The inevitable violent clash between cultures is done well, even though the RKO Tarzan pictures never had the budgets of the earlier and more prestigious MGM productions. Also, if you watch carefully, you’ll see the same few Amazons firing arrows in shot after shot, since apparently only a few of the towering “glamazons” cast by the producers could convincingly handle a bow and arrows.

Weissmuller wasn’t the first actor to play Tarzan, but he was by far the most successful and may still be the most well-known. By 1945, however, he was no longer the trim, leonine lord of the jungle seen in Tarzan the Ape Man (1932) and Tarzan and His Mate (1934). If you’ve never seen Weissmuller in action, those two are the ones to see.
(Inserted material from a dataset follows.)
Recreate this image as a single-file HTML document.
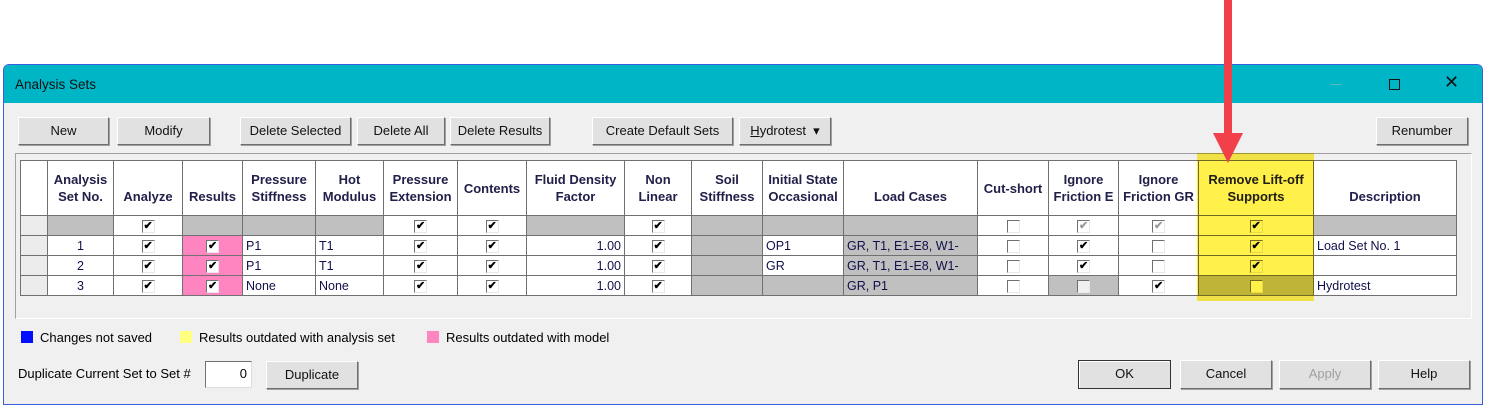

Aside from the fact that they’re great, albeit dated, adventure pictures, watched in succession the two films offer the pleasure of seeing O’Sullivan’s Jane transform from a prim, fully clothed Englishwoman into a scantily clad lover of the jungle god, living with him in the treetops, swinging from vines, and swimming in the nude. In fact, Tarzan and His Mate would be the last film in which O’Sullivan appeared in such states of undress. By the third Weissmuller film, Tarzan Escapes! (1936), O’Sullivan’s skimpy two-piece costume became a more concealing one-piece outfit, and she even started wearing shoes. By the fourth film in the series, the two adopted a son and lived together in a jungle tree house as a family unit, which satisfied bourgeois sensibilities, but wasn’t nearly as sexy or exciting as when it was just the two of them, fighting wild animals and bad guys in between outdoor lovemaking sessions.